Software & Data Management
The instrument is operated via POWEREACH’s proprietary ZetaView™ acquisition and analysis suite, installed on a factory-configured Dell workstation (Windows OS, Intel Core i5 or higher, 16 GB RAM, SSD). The software implements automated particle tracking across four sequential bidirectional frames, computes electrophoretic mobility histograms, applies Smoluchowski correction for aqueous systems (κa > 20), and exports zeta potential distributions with statistical descriptors (mean, SD, PDI). All raw image sequences, parameter logs, and calibration records are stored in timestamped project folders with MD5 checksums. Batch processing, report generation (PDF/DOCX), and export to LIMS-compatible formats (ASTM E1447, ISO/IEC 17025 metadata schema) are supported. Software updates are provided free of charge for the lifetime of the instrument.
Applications
This analyzer serves critical roles in formulation science and interfacial characterization workflows. In cosmetics R&D, it quantifies surface charge stability of nanoemulsions and polymeric micelles across pH gradients. In mineral processing, it determines optimal dispersant dosage for flotation slurries by mapping zeta potential vs. reagent concentration. In pharmaceutical development, it assesses colloidal stability of mRNA-LNPs and predicts aggregation onset during lyophilization cycle design. Academically, it is widely adopted for teaching electrokinetics, colloid chemistry, and soft matter physics—particularly where visual verification of electrophoretic behavior is pedagogically essential. Additional use cases include inkjet ink rheology optimization, battery slurry zeta mapping, membrane fouling mechanism studies, and environmental colloidal transport modeling.
FAQ
What is the minimum particle size resolvable by the JS94K2-3H20X?

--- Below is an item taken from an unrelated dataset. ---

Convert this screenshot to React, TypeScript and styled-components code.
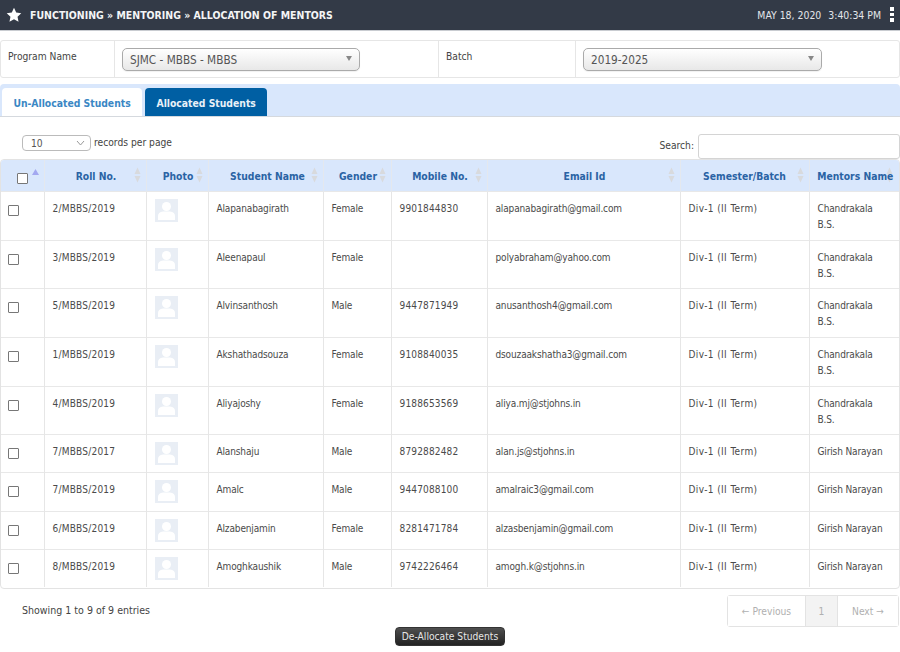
import React from "react";
import styled, { createGlobalStyle } from "styled-components";

const Global = createGlobalStyle`
  html, body { margin: 0; padding: 0; background: #fff; }
  body { font-family: "DejaVu Sans Condensed", "DejaVu Sans", sans-serif; font-size: 10.2px; color: #444; width: 900px; height: 652px; overflow: hidden; }
  * { box-sizing: border-box; }
`;

const Page = styled.div`width: 900px; height: 652px; display: flex; flex-direction: column;`;

const TopBar = styled.header`
  height: 31px; background: #333a47; border-bottom: 1px solid #c9ccd1; display: flex; align-items: center;
  padding: 0 6px 1px 6px; color: #fff;
`;
const Crumb = styled.div`
  margin-left: 8px; font-weight: 700; font-size: 10.47px; flex: 1; color: #f4f5f6; white-space: nowrap; padding-top: 1px;
`;
const Clock = styled.div`font-size: 10.4px; color: #e4e6ea; display: flex; gap: 7px; margin-right: 9px; white-space: nowrap;`;
const Dots = styled.div`display: flex; flex-direction: column; gap: 2px;
  span { width: 4px; height: 3.4px; background: #fff; display: block; }`;

const FilterRow = styled.section`
  margin-top: 9px; height: 38px; border: 1px solid #e6e6e6; border-radius: 3px; display: grid;
  grid-template-columns: 114px 324px 137px 1fr;
`;
const FilterLabel = styled.div`padding: 10px 7px 0 7px; font-size: 10.2px; color: #444; border-right: 1px solid #e6e6e6;`;
const FilterCell = styled.div<{ $last?: boolean }>`padding: 7px 0 0 7px; ${p => (p.$last ? "" : "border-right: 1px solid #e6e6e6;")}`;
const Select = styled.div<{ $w: number }>`
  width: ${p => p.$w}px; height: 23px; border: 1px solid #aaa; border-radius: 5px;
  background: linear-gradient(#fff, #f1f1f1 60%, #e8e8e8); display: flex; align-items: center; justify-content: space-between;
  padding: 0 7px 0 7px; font-size: 11.7px; color: #555; box-shadow: 0 1px 1px rgba(0,0,0,.06);
  &::after { content: ""; border-left: 3.5px solid transparent; border-right: 3.5px solid transparent; border-top: 5px solid #888; margin-top: -2px; }
`;

const TabBand = styled.nav`
  margin-top: 6px; height: 33px; background: #d9e7fc; border-bottom: 1px solid #d5d9de; border-radius: 4px 4px 0 0; padding: 4px 0 0 2px; display: flex; gap: 3px;
`;
const Tab = styled.div<{ $active?: boolean }>`
  height: 28px; padding: 2px 11.4px 0; display: flex; align-items: center; font-weight: 700; font-size: 10.3px; border-radius: 4px 4px 0 0;
  background: ${p => (p.$active ? "#005fa3" : "#fff")}; color: ${p => (p.$active ? "#e9f1f8" : "#3a87c4")};
`;

const Controls = styled.div`height: 42px; display: flex; justify-content: space-between; padding: 17px 0 0 22px;`;
const Length = styled.div`display: flex; align-items: flex-start; gap: 3px; font-size: 10.2px; color: #444; line-height: 13px;`;
const LengthSelect = styled.div`
  width: 69px; height: 16px; border: 1px solid #bbb; border-radius: 4px; margin: 1px 0 0; padding-left: 8px; display: flex; justify-content: space-between; align-items: center; font-size: 10.2px; color: #555;
  svg { margin-right: 5px; }
`;
const LengthLabel = styled.span`padding-top: 2px;`;
const Search = styled.label`display: flex; align-items: flex-start; gap: 4px; font-size: 10.2px; color: #444; height: 25px; line-height: 24px;`;
const SearchInput = styled.div`width: 202px; height: 25px; border: 1px solid #d4d4d4; border-radius: 3px; background: #fff;`;

const TableWrap = styled.div`border: 1px solid #e3e3e3; border-radius: 4px; overflow: hidden; height: 430px;`;
const Table = styled.table`width: 100%; table-layout: fixed; border-collapse: collapse;`;
const Th = styled.th<{ $w: number }>`
  width: ${p => p.$w}px; height: 31px; background: #d9e7fc; color: #2a63a4; font-size: 10.3px; font-weight: 700; padding: 1px 0 0; border-left: 1px solid #e4e8ee; position: relative; text-align: center; white-space: nowrap;
  &:first-child { border-left: none; }
`;
const ThLabel = styled.span<{ $shift: number }>`display: inline-block; transform: translateX(${p => p.$shift}px);`;
const SortIcon = styled.svg<{ $right: number }>`position: absolute; right: ${p => p.$right}px; top: 7px;`;
const AscIcon = styled.svg`position: absolute; right: 5px; top: 9px;`;
const Td = styled.td<{ $track?: number }>`border-left: 1px solid #e6e6e6; padding: 9px 8px 0 8px; vertical-align: top; font-size: 10px; letter-spacing: ${p => p.$track ?? -0.14}px; line-height: 16px; color: #4a4a4a;
  &:first-child { border-left: none; padding: 0; }
`;
const Tr = styled.tr<{ $h: number }>`height: ${p => p.$h}px; border-top: 1px solid #e8e8e8;`;
const Check = styled.div<{ $head?: boolean }>`
  width: 11px; height: 11px; border: 1px solid #777; border-radius: 1px; background: #fff;
  margin: ${p => (p.$head ? "6px 0 0 16px" : "13px 0 0 7px")};
`;
const Avatar = styled.svg`display: block; margin-top: -2px;`;

const Footer = styled.div`display: flex; justify-content: space-between; padding: 6px 1px 0 22px;`;
const Info = styled.div`font-size: 10.55px; color: #444; padding-top: 9px;`;
const Pager = styled.div`display: flex; height: 32px; border: 1px solid #e3e3e3; border-radius: 3px; color: #b0b0b0; font-size: 10.2px;`;
const PageBtn = styled.div<{ $w: number; $current?: boolean }>`
  width: ${p => p.$w}px; display: flex; align-items: center; justify-content: center; background: ${p => (p.$current ? "#f3f3f3" : "#fff")};
  ${p => (p.$current ? "border-left: 1px solid #e3e3e3; border-right: 1px solid #e3e3e3;" : "")}
`;
const Actions = styled.div`display: flex; justify-content: center;`;
const Button = styled.div`
  height: 19px; width: 110px; border-radius: 4px; background: linear-gradient(#4f4f4f, #222); color: #e6e6e6; font-size: 10.2px; display: flex; align-items: center; justify-content: center; border: 1px solid #333;
`;

const widths = [43, 102, 62, 115, 68, 96, 193, 129, 90];
const heads: { t: string; shift: number; right: number }[] = [
  { t: "", shift: 0, right: 0 },
  { t: "Roll No.", shift: 1, right: 5 },
  { t: "Photo", shift: 1, right: 5 },
  { t: "Student Name", shift: 2, right: 5 },
  { t: "Gender", shift: 1, right: 5 },
  { t: "Mobile No.", shift: 1, right: 5 },
  { t: "Email Id", shift: 1, right: 5 },
  { t: "Semester/Batch", shift: 0, right: 5 },
  { t: "Mentors Name", shift: 1, right: 6 },
];

const CK = "Chandrakala B.S.";
const GN = "Girish Narayan";
const D = "Div-1 (II Term)";
const rows = [
  ["2/MBBS/2019", "Alapanabagirath", "Female", "9901844830", "alapanabagirath@gmail.com", CK, 49],
  ["3/MBBS/2019", "Aleenapaul", "Female", "", "polyabraham@yahoo.com", CK, 48],
  ["5/MBBS/2019", "Alvinsanthosh", "Male", "9447871949", "anusanthosh4@gmail.com", CK, 49],
  ["1/MBBS/2019", "Akshathadsouza", "Female", "9108840035", "dsouzaakshatha3@gmail.com", CK, 49],
  ["4/MBBS/2019", "Aliyajoshy", "Female", "9188653569", "aliya.mj@stjohns.in", CK, 48],
  ["7/MBBS/2017", "Alanshaju", "Male", "8792882482", "alan.js@stjohns.in", GN, 38],
  ["7/MBBS/2019", "Amalc", "Male", "9447088100", "amalraic3@gmail.com", GN, 39],
  ["6/MBBS/2019", "Alzabenjamin", "Female", "8281471784", "alzasbenjamin@gmail.com", GN, 38],
  ["8/MBBS/2019", "Amoghkaushik", "Male", "9742226464", "amogh.k@stjohns.in", GN, 38],
] as const;

const Sort = ({ right }: { right: number }) => (
  <SortIcon $right={right} width="7" height="16" viewBox="0 0 7 16">
    <path d="M3.5 0.5 L6.5 7 H0.5Z M3.5 15.5 L6.5 9 H0.5Z" fill="#d8dadd" />
  </SortIcon>
);

const Person = () => (
  <Avatar width="23" height="23" viewBox="0 0 23 23">
    <rect width="23" height="23" fill="#e9eef5" />
    <circle cx="11.5" cy="7.5" r="4.5" fill="#fff" />
    <path d="M3 21 V17 Q3 13 8 12.5 H15 Q20 13 20 17 V21Z" fill="#fff" />
  </Avatar>
);

export default function App() {
  return (
    <Page>
      <Global />
      <TopBar>
        <svg width="16" height="16" viewBox="0 0 24 24">
          <path fill="#fff" d="M12 1.2l3.3 7 7.6 1-5.6 5.3 1.5 7.6L12 18.3l-6.8 3.8 1.5-7.6L1.1 9.2l7.6-1z" />
        </svg>
        <Crumb>FUNCTIONING » MENTORING » ALLOCATION OF MENTORS</Crumb>
        <Clock><span>MAY 18, 2020</span><span>3:40:34 PM</span></Clock>
        <Dots><span /><span /><span /></Dots>
      </TopBar>
      <FilterRow>
        <FilterLabel>Program Name</FilterLabel>
        <FilterCell><Select $w={238}>SJMC - MBBS - MBBS</Select></FilterCell>
        <FilterLabel>Batch</FilterLabel>
        <FilterCell $last><Select $w={239}>2019-2025</Select></FilterCell>
      </FilterRow>
      <TabBand>
        <Tab>Un-Allocated Students</Tab>
        <Tab $active>Allocated Students</Tab>
      </TabBand>
      <Controls>
        <Length>
          <LengthSelect>10
            <svg width="9" height="6" viewBox="0 0 9 6"><path d="M1 1l3.5 4L8 1" fill="none" stroke="#999" /></svg>
          </LengthSelect>
          <LengthLabel>records per page</LengthLabel>
        </Length>
        <Search>Search:<SearchInput /></Search>
      </Controls>
      <TableWrap>
        <Table>
          <thead>
            <tr>
              {heads.map((h, i) => (
                <Th key={i} $w={widths[i]}>
                  {i === 0 ? (
                    <>
                      <Check $head />
                      <AscIcon width="7" height="6" viewBox="0 0 7 6"><path d="M3.5 0 L7 6 H0Z" fill="#a3a8f0" /></AscIcon>
                    </>
                  ) : (
                    <>
                      <Sort right={h.right} />
                      <ThLabel $shift={h.shift}>{h.t}</ThLabel>
                    </>
                  )}
                </Th>
              ))}
            </tr>
          </thead>
          <tbody>
            {rows.map(r => (
              <Tr key={r[0] + r[1]} $h={r[6]}>
                <Td><Check /></Td>
                <Td $track={0.22}>{r[0]}</Td>
                <Td><Person /></Td>
                <Td>{r[1]}</Td>
                <Td>{r[2]}</Td>
                <Td $track={0.16}>{r[3]}</Td>
                <Td>{r[4]}</Td>
                <Td $track={0.39}>{D}</Td>
                <Td>{r[5]}</Td>
              </Tr>
            ))}
          </tbody>
        </Table>
      </TableWrap>
      <Footer>
        <Info>Showing 1 to 9 of 9 entries</Info>
        <Pager>
          <PageBtn $w={77}>← Previous</PageBtn>
          <PageBtn $w={33} $current>1</PageBtn>
          <PageBtn $w={60}>Next →</PageBtn>
        </Pager>
      </Footer>
      <Actions><Button>De-Allocate Students</Button></Actions>
    </Page>
  );
}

Particles as small as 0.2 µm can be reliably tracked under optimal contrast conditions (e.g., TiO₂ in water at pH 4–9); detection sensitivity depends on refractive index mismatch and staining—not instrument hardware limits.
Does the system require external calibration standards?
Yes—certified polystyrene latex (PSL) standards (e.g., Duke Scientific NIST-traceable 1.0 µm and 3.0 µm) are recommended for mobility calibration prior to routine use.
Can the instrument measure zeta potential in non-aqueous media?
Yes—provided the solvent exhibits sufficient conductivity (>10 µS/cm) and optical clarity; common organic media include ethanol/water mixtures, acetone, and low-viscosity esters.
Is the software compatible with macOS or Linux?
No—the ZetaView™ suite is Windows-only; virtualization or dual-boot configurations are unsupported and invalidate warranty coverage.
How is temperature controlled during measurement?
The system monitors ambient temperature only; active thermostating requires an external recirculating chiller or climate-controlled lab environment (20–25 °C recommended).